The Fed said in June that unemployment could reach the 6.5 percent target sometime in 2014, with the U.S. economy growing by 3 to 3.5 percent percent over the course of that year.
This was seen as a ray of sunshine in a five-year period of economic thunderstorms. And recent data does reflect a positive turn in the nation’s job market: On Aug. 15, the Labor Department said weekly totals for first-time unemployment claims hit a low not seen since October 2007, a sign that companies have started to hire in substantial numbers once again.
However, others do not believe the Fed will raise the federal interest rate next year — or even in several years.
Why the Federal Interest Rate Might Not Go Up for a While
Gross said that central banks “must tread lightly” when using the federal interest rate as a means to influence the economy. And that has been seen in recent weeks, as share prices have plummeted whenever Bernanke has mentioned a potential end to qualitative easing but risen again once investors realized that some time remained before the Fed ended the program.

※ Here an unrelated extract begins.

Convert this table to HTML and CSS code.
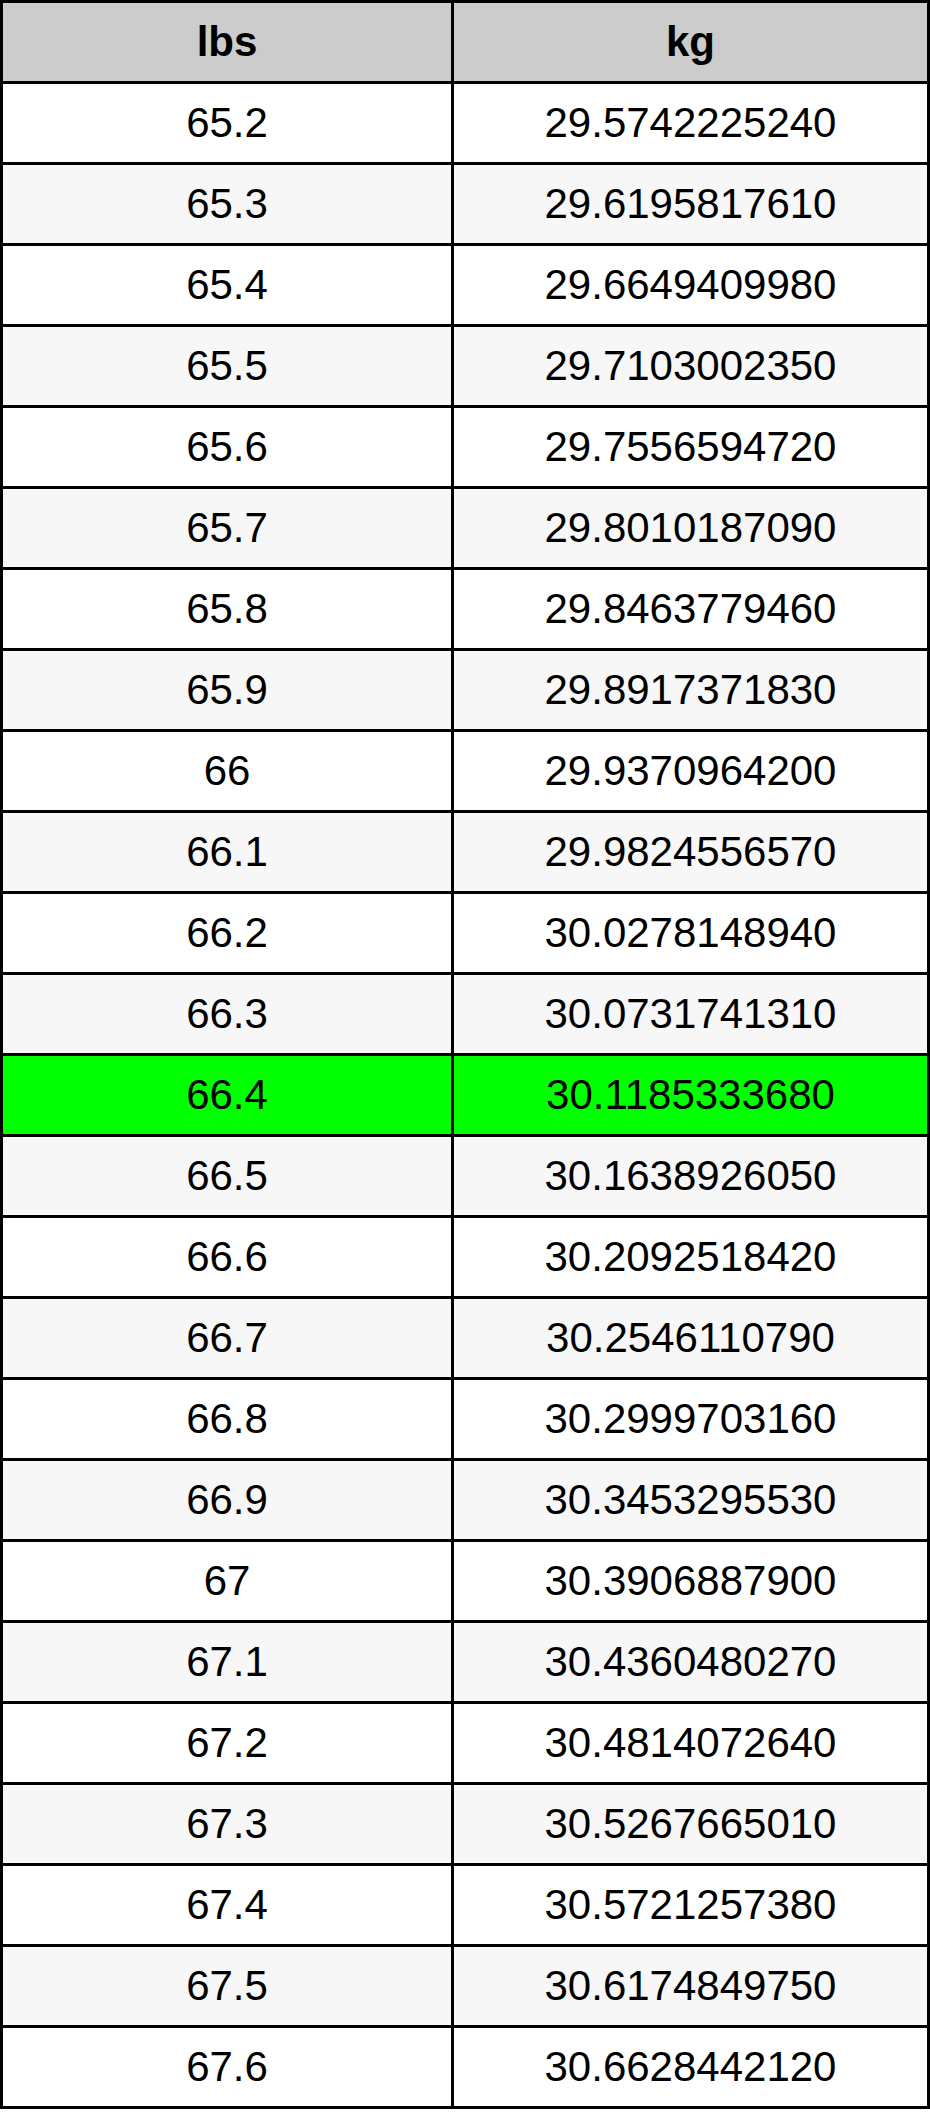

However, many cagey speculators are seeing an increase in the federal interest rate coming in 2015.
The CME Group, the world’s largest exchange for futures contracts, keeps a “Fed Watch” that examines traders who buy and sell futures contracts for the federal interest rate. In essence, these traders are betting as to when the Federal Reserve will increase the rate.
Futures traders say there is a 50 percent probability that the Federal Reserve will raise the federal interest rate in January 2015, with the likelihood it will do so steadily increasing as the months progress.
In other words, all bets are off.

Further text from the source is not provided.